More specifically, the premia are similar across all four models for the MKT factor. However, for the FF3 model, the SMB and HML time-series premia are positive, while the cross-sectional premia are negative. Further, the cross-sectional premium for the SMB factor is larger in magnitude than the time-series premium by a factor of 10. The premia are roughly similar in magnitude for the HML factor.

The FF5 model shows similar trends: the SMB and HML factors have positive premia for time-series and negative for cross-sectional; we also see the same difference in magnitude for the SMB factor. The RMW factor is similar for time-series and cross-sectional in both magnitude and direction. The CMA factor is differs significantly in both magnitude and direction. For time-series, we see a relatively large (in magnitude) positive premium, while for cross-sectional, we see a relatively small (in magnitude) negative premium.

For the AQR 4F model, the relationship between the HML factor premia is similar to the FF3 and FF5 models: roughly the same in magnitude, with the time-series being positive and the cross-sectional being negative. However, the premia for RMW and UMD factors is similar in both magnitude and direction for time-series and cross-sectional.

In [32]:
display(pd.DataFrame({'MAE of Residuals (Cross-Sectional)': mae_resids}))

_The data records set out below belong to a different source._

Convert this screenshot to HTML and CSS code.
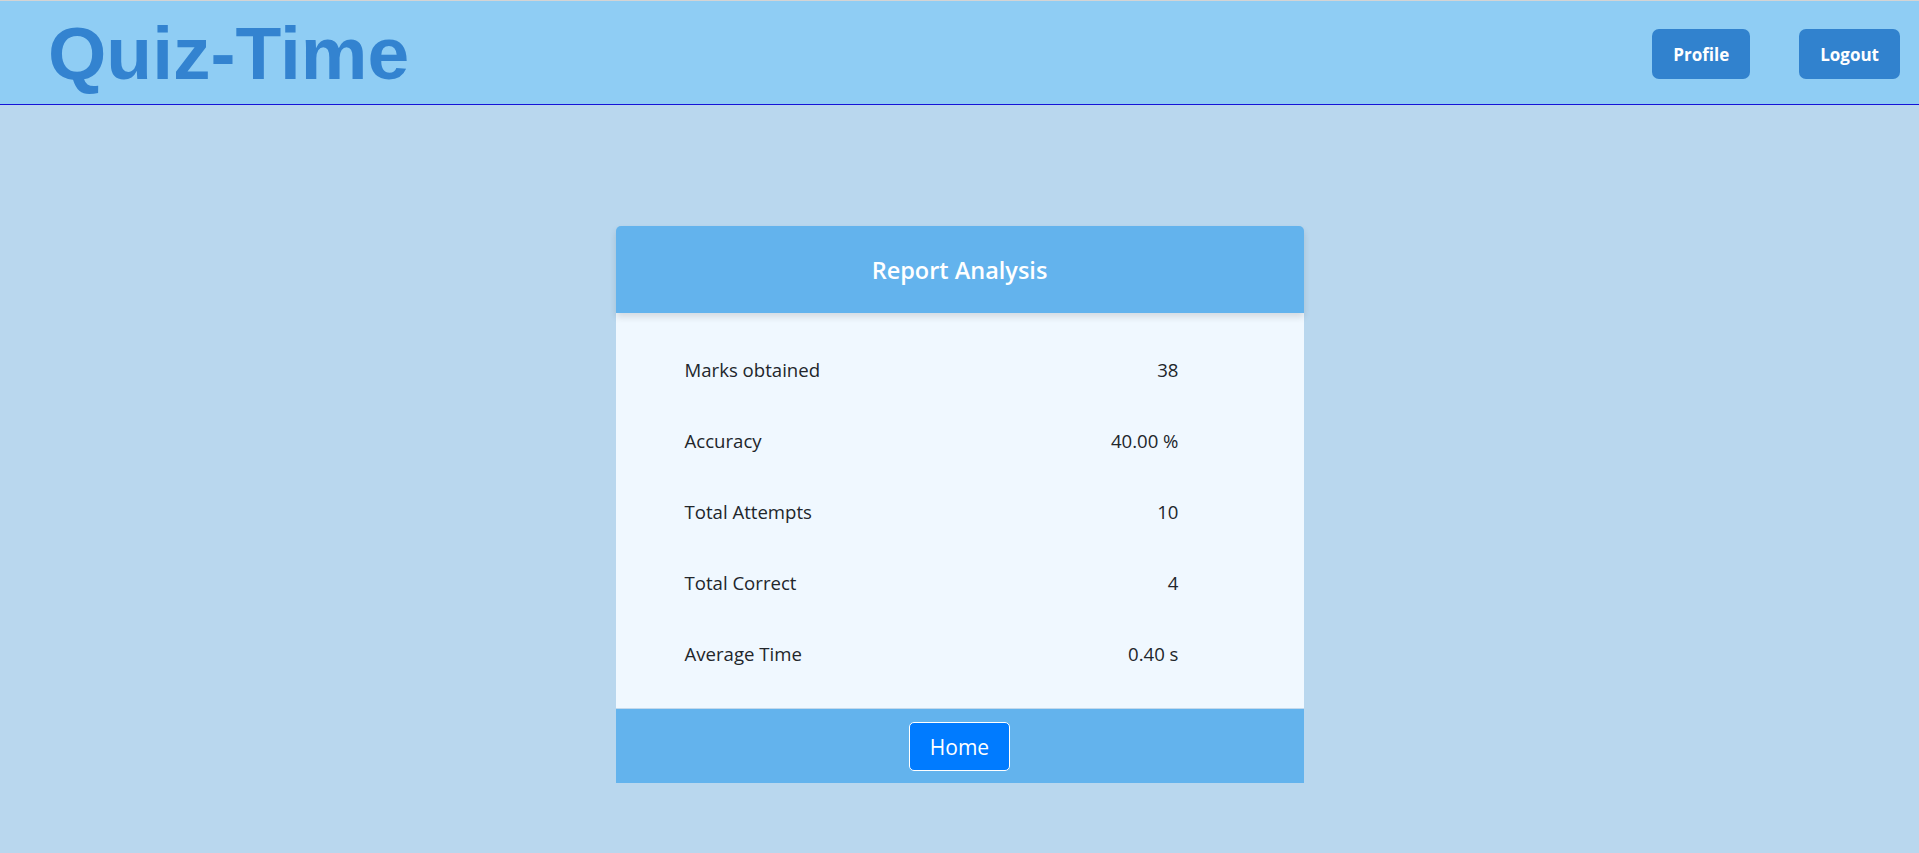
FILE: index.html
```html
<!DOCTYPE html>
<html lang="en">
<head>
<meta charset="utf-8">
<title>Quiz-Time</title>
<link rel="stylesheet" href="styles.css">
</head>
<body>
<header class="topbar">
  <h1 class="brand">Quiz-Time</h1>
  <nav class="nav">
    <button class="nav-btn">Profile</button>
    <button class="nav-btn">Logout</button>
  </nav>
</header>
<main class="main">
  <section class="card">
    <div class="card-header">Report Analysis</div>
    <div class="card-body">
      <div class="row"><span class="label">Marks obtained</span><span class="value">38</span></div>
      <div class="row"><span class="label">Accuracy</span><span class="value">40.00 %</span></div>
      <div class="row"><span class="label">Total Attempts</span><span class="value">10</span></div>
      <div class="row"><span class="label">Total Correct</span><span class="value">4</span></div>
      <div class="row"><span class="label">Average Time</span><span class="value">0.40 s</span></div>
    </div>
    <div class="card-footer">
      <button class="home-btn">Home</button>
    </div>
  </section>
</main>
</body>
</html>
```
FILE: styles.css
```css
* { box-sizing: border-box; }

html, body {
  margin: 0;
  padding: 0;
}

body {
  background: #b9d7ee;
  font-family: "Open Sans", "Noto Sans", sans-serif;
  color: #212529;
  min-height: 853px;
}

.topbar {
  height: 105px;
  background: #8fcdf4;
  border-top: 1px solid #d4d4d4;
  border-bottom: 1px solid #1414d8;
  display: flex;
  align-items: center;
  justify-content: space-between;
  padding: 2px 19px 0 48px;
}

.brand {
  margin: 0;
  font-family: "Liberation Sans", Arial, sans-serif;
  font-weight: 700;
  font-size: 75px;
  line-height: 1;
  color: #3383d0;
}

.nav {
  display: flex;
  gap: 49px;
  align-self: flex-start;
  margin-top: 26px;
}

.nav-btn {
  height: 50px;
  padding: 0 21px;
  border: none;
  border-radius: 7px;
  background: #3182ce;
  color: #fff;
  font-family: "Open Sans", "Noto Sans", sans-serif;
  font-weight: 700;
  font-size: 17px;
}

.main {
  display: flex;
  justify-content: center;
  padding-top: 121px;
}

.card {
  width: 688px;
  display: flex;
  flex-direction: column;
}

.card-header {
  height: 87px;
  background: #63b3ed;
  border-radius: 5px 5px 0 0;
  color: #fff;
  font-weight: 600;
  font-size: 23.5px;
  display: flex;
  align-items: center;
  justify-content: center;
  box-shadow: 0 4px 7px rgba(0, 0, 0, 0.12);
  position: relative;
  z-index: 1;
}

.card-body {
  height: 395px;
  background: #f0f8ff;
  padding: 21px 125px 0 69px;
}

.row {
  height: 71px;
  display: flex;
  align-items: center;
  justify-content: space-between;
  font-size: 18.6px;
  color: #22262b;
}

.card-footer {
  height: 75px;
  background: #63b3ed;
  border-top: 1px solid #c3d9ec;
  display: flex;
  align-items: center;
  justify-content: center;
  padding-top: 1px;
}

.home-btn {
  height: 49px;
  padding: 0 20px;
  background: #007bff;
  color: #fff;
  border: 1px solid #fff;
  border-radius: 5px;
  font-family: "Open Sans", "Noto Sans", sans-serif;
  font-size: 21px;
}
```
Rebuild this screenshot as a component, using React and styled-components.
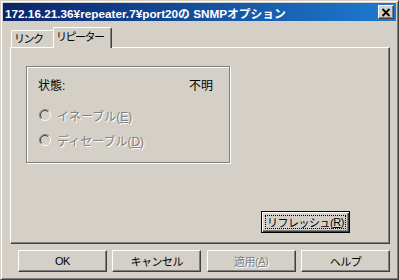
import React from "react";
import styled, { createGlobalStyle } from "styled-components";

const GlobalStyle = createGlobalStyle`
  html, body {
    margin: 0;
    padding: 0;
    background: #d4d0c8;
  }
  * {
    box-sizing: border-box;
  }
`;

const FONT = `"Liberation Sans", "Noto Sans CJK JP", sans-serif`;

const Window = styled.div`
  width: 399px;
  height: 280px;
  display: flex;
  flex-direction: column;
  background: #d4d0c8;
  border: 1px solid;
  border-color: #d4d0c8 #404040 #404040 #d4d0c8;
  box-shadow: inset 1px 1px 0 #fff, inset -1px -1px 0 #808080;
  padding: 2px;
  font-family: ${FONT};
  font-size: 12px;
  color: #000;
`;

const TitleBar = styled.div`
  height: 18px;
  flex: none;
  display: flex;
  align-items: center;
  justify-content: space-between;
  padding: 0 2px 0 2px;
  background: linear-gradient(90deg, #0a246a 0%, #1e7bd0 100%);
`;

const Title = styled.span`
  color: #fff;
  font-weight: bold;
  font-size: 11.75px;
  white-space: nowrap;
`;

const CloseButton = styled.div`
  width: 16px;
  height: 14px;
  display: flex;
  align-items: center;
  justify-content: center;
  background: #d4d0c8;
  border: 1px solid;
  border-color: #fff #404040 #404040 #fff;
  box-shadow: inset -1px -1px 0 #808080;
`;

const Body = styled.div`
  flex: 1;
  display: flex;
  flex-direction: column;
  padding: 6px 6px 0 7px;
`;

const TabStrip = styled.div`
  height: 20px;
  display: flex;
  align-items: flex-end;
  padding-left: 1px;
`;

const Tab = styled.div`
  position: relative;
  width: ${(p) => p.$width}px;
  height: ${(p) => (p.$active ? 21 : 17)}px;
  margin-left: ${(p) => (p.$active ? -2 : 0)}px;
  margin-bottom: ${(p) => (p.$active ? -1 : 0)}px;
  z-index: ${(p) => (p.$active ? 2 : 0)};
  background: #d4d0c8;
  border: 1px solid;
  border-bottom: none;
  border-color: #fff #404040 #404040 #fff;
  border-radius: 2px 2px 0 0;
  box-shadow: inset -1px 0 0 #808080;
  font-size: 11px;
  letter-spacing: -1.5px;
  line-height: 13px;
  padding: ${(p) => (p.$active ? "3px 0 0 2px" : "2px 0 0 2px")};
  white-space: nowrap;
`;

const Panel = styled.div`
  position: relative;
  z-index: 1;
  height: 197px;
  flex: none;
  display: flex;
  flex-direction: column;
  border: 1px solid;
  border-color: #fff #404040 #404040 #fff;
  box-shadow: inset -1px -1px 0 #808080;
  padding: 18px 0 0 15px;
`;

const GroupBox = styled.div`
  width: 204px;
  height: 97px;
  border: 1px solid #808080;
  box-shadow: inset 1px 1px 0 #fff, 1px 1px 0 #fff;
  padding: 12px 0 0 11px;
  display: flex;
  flex-direction: column;
`;

const StatusRow = styled.div`
  display: grid;
  grid-template-columns: 151px auto;
  height: 14px;
  line-height: 14px;
`;

const RadioList = styled.div`
  display: flex;
  flex-direction: column;
  gap: 11px;
  margin-top: 15px;
`;

const RadioRow = styled.div`
  display: flex;
  align-items: center;
  height: 14px;
  gap: 6px;
  padding-left: 1px;
`;

const DisabledText = styled.span`
  color: #808080;
  text-shadow: 1px 1px 0 #fff;
  font-size: 12px;
  white-space: nowrap;
`;

const Spacer = styled.div`
  flex: 1;
`;

const Button = styled.div`
  width: 89px;
  height: 22px;
  display: flex;
  align-items: center;
  justify-content: center;
  background: #d4d0c8;
  border: 1px solid;
  border-color: ${(p) => (p.$default ? "#000" : "#fff #404040 #404040 #fff")};
  box-shadow: ${(p) =>
    p.$default
      ? "inset 1px 1px 0 #fff, inset -1px -1px 0 #404040, inset -2px -2px 0 #808080"
      : "inset -1px -1px 0 #808080"};
  padding: ${(p) => (p.$default ? "3px" : "0")};
  font-size: 11px;
  letter-spacing: -0.5px;
  white-space: nowrap;
  color: ${(p) => (p.$disabled ? "#808080" : "#000")};
  text-shadow: ${(p) => (p.$disabled ? "1px 1px 0 #fff" : "none")};
`;

const FocusRing = styled.span`
  flex: 1;
  align-self: stretch;
  display: flex;
  align-items: center;
  justify-content: center;
  border: 1px dotted #000;
`;

const RefreshButton = styled(Button)`
  align-self: flex-end;
  margin: 0 39px 10px 0;
`;

const ButtonRow = styled.div`
  display: flex;
  justify-content: space-between;
  margin-top: 6px;
  padding-left: 8px;
  height: 22px;
`;

function RadioCircle() {
  return (
    <svg width="12" height="12" viewBox="0 0 12 12">
      <circle cx="6" cy="6" r="5" fill="#d4d0c8" />
      <path d="M2.1 9.9 A5.5 5.5 0 0 1 9.9 2.1" stroke="#808080" fill="none" />
      <path d="M9.9 2.1 A5.5 5.5 0 0 1 2.1 9.9" stroke="#fff" fill="none" />
      <path d="M2.8 9.2 A4.5 4.5 0 0 1 9.2 2.8" stroke="#404040" fill="none" />
      <path d="M9.2 2.8 A4.5 4.5 0 0 1 2.8 9.2" stroke="#d4d0c8" fill="none" />
    </svg>
  );
}

function CloseGlyph() {
  return (
    <svg width="10" height="9" viewBox="0 0 10 9">
      <path d="M1.5 1 L8.5 8 M8.5 1 L1.5 8" stroke="#000" strokeWidth="1.8" />
    </svg>
  );
}

export default function App() {
  return (
    <>
      <GlobalStyle />
      <Window>
        <TitleBar>
          <Title>172.16.21.36¥repeater.7¥port20の SNMPオプション</Title>
          <CloseButton>
            <CloseGlyph />
          </CloseButton>
        </TitleBar>
        <Body>
          <TabStrip>
            <Tab $width={44}>リンク</Tab>
            <Tab $width={59} $active>
              リピーター
            </Tab>
          </TabStrip>
          <Panel>
            <GroupBox>
              <StatusRow>
                <span>状態:</span>
                <span>不明</span>
              </StatusRow>
              <RadioList>
                <RadioRow>
                  <RadioCircle />
                  <DisabledText>
                    イネーブル(<u>E</u>)
                  </DisabledText>
                </RadioRow>
                <RadioRow>
                  <RadioCircle />
                  <DisabledText>
                    ディセーブル(<u>D</u>)
                  </DisabledText>
                </RadioRow>
              </RadioList>
            </GroupBox>
            <Spacer />
            <RefreshButton $default>
              <FocusRing>
                リフレッシュ(<u>R</u>)
              </FocusRing>
            </RefreshButton>
          </Panel>
          <ButtonRow>
            <Button>OK</Button>
            <Button>キャンセル</Button>
            <Button $disabled>
              適用(<u>A</u>)
            </Button>
            <Button>ヘルプ</Button>
          </ButtonRow>
        </Body>
      </Window>
    </>
  );
}
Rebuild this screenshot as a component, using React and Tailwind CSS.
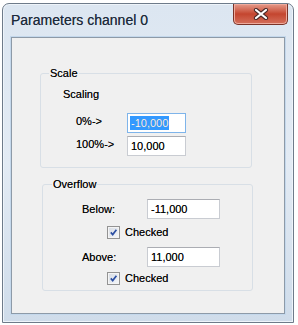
import React from "react";

const font = { fontFamily: '"Liberation Sans", Arial, sans-serif' };

const CheckBox = () => (
  <span className="flex h-[13px] w-[13px] items-center justify-center border border-[#939393] bg-gradient-to-br from-[#d6dbe3] to-[#f6f8fb] shadow-[inset_0_0_0_1px_#f4f4f4]">
    <svg width="9" height="9" viewBox="0 0 9 9">
      <path d="M1.8 4.4 L3.7 6.6 L7.4 1.8" fill="none" stroke="#2c4fa3" strokeWidth="1.7" />
    </svg>
  </span>
);

const Field = ({ value, width, focused }) => (
  <div
    className={
      "flex h-[20px] items-center border bg-white pl-[2px] " +
      (focused ? "border-[#7eb4ea]" : "border-[#c9ccd2] border-t-[#abadb3]")
    }
    style={{ width }}
  >
    {focused ? (
      <span className="bg-[#3399ff] px-[1px] leading-[14px] text-white">{value}</span>
    ) : (
      <span className="px-[1px]">{value}</span>
    )}
  </div>
);

const App = () => {
  return (
    <div
      className="h-[325px] w-[298px] bg-white pl-[2px] pt-[3px] text-[11px] text-black [text-shadow:0_0_0.4px_rgba(0,0,0,0.6)]"
      style={font}
    >
      <div className="flex h-[320px] w-[292px] flex-col rounded-t-[7px] border border-[#6e7b8a] bg-gradient-to-b from-[#dce6f1] via-[#e3ebf4] to-[#cfdcea] shadow-[inset_0_0_0_1px_#eef4fa]">
        <div className="flex h-[33px] items-start">
          <span className="pl-[8px] pt-[8px] text-[14px] leading-[16px] text-[#1c2b3d]">Parameters channel 0</span>
          <div className="ml-auto mr-[5px] flex h-[21px] w-[55px] items-center justify-center rounded-b-[5px] border border-t-0 border-[#7a3328] bg-gradient-to-b from-[#e59a8a] via-[#c4452f] to-[#d46f5b] shadow-[inset_0_0_0_1px_#eeaa9c]">
            <svg width="16" height="12" viewBox="0 0 16 12">
              <path d="M3 2 L13 10 M13 2 L3 10" stroke="#4a2a28" strokeWidth="4.2" strokeLinecap="round" />
              <path d="M3 2 L13 10 M13 2 L3 10" stroke="#ffffff" strokeWidth="2.2" strokeLinecap="round" />
            </svg>
          </div>
        </div>
        <div className="mx-[8px] mb-[8px] flex-1 border border-[#8d9aa8] bg-[#f0f0f0] shadow-[0_0_0_1px_#c4d8ec]">
          <fieldset className="ml-[28px] mt-[28px] w-[212px] rounded-[3px] border border-[#d8dfe6] pb-[11px]">
            <legend className="ml-[8px] px-[1px] leading-[14px]">Scale</legend>
            <div className="pl-[22px] pt-[7px] leading-[14px]">Scaling</div>
            <div className="mt-[12px] flex items-center pl-[35px]">
              <span className="w-[51px] pb-[3px]">0%-&gt;</span>
              <Field value="-10,000" width={59} focused />
            </div>
            <div className="mt-[3px] flex items-center pl-[35px]">
              <span className="w-[51px] pb-[3px]">100%-&gt;</span>
              <Field value="10,000" width={59} />
            </div>
          </fieldset>
          <fieldset className="ml-[30px] mt-[9px] w-[211px] rounded-[3px] border border-[#d8dfe6] pb-[3px]">
            <legend className="ml-[9px] px-[1px] leading-[14px]">Overflow</legend>
            <div className="mt-[8px] flex items-center pl-[39px]">
              <span className="w-[65px]">Below:</span>
              <Field value="-11,000" width={73} />
            </div>
            <div className="mt-[4px] flex h-[18px] items-center gap-[5px] pl-[64px]">
              <CheckBox />
              <span>Checked</span>
            </div>
            <div className="mt-[6px] flex items-center pl-[39px]">
              <span className="w-[65px]">Above:</span>
              <Field value="11,000" width={73} />
            </div>
            <div className="mt-[2px] flex h-[18px] items-center gap-[5px] pl-[64px]">
              <CheckBox />
              <span>Checked</span>
            </div>
          </fieldset>
        </div>
      </div>
    </div>
  );
};

export default App;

Unnamed: 0,MAE of Residuals (Cross-Sectional)
CAPM,0.386441
FF3,0.356903
FF5,0.33507
AQR,0.346618


The MAEs of residuals in the cross-sectional regressions (roughly $0.33$ – $0.38$) are larger than the MAEs of time-series alphas. So, the time-series fits within each portfolio are good (small MAEs), but the factor models are not as good at explaining differences in average returns across portfolios. In other words, the factor models do not have a lot of power in cross-sectional pricing, and we see a significant amount of unexplained error (i.e., residuals) in trying to fit the factor models to expected returns.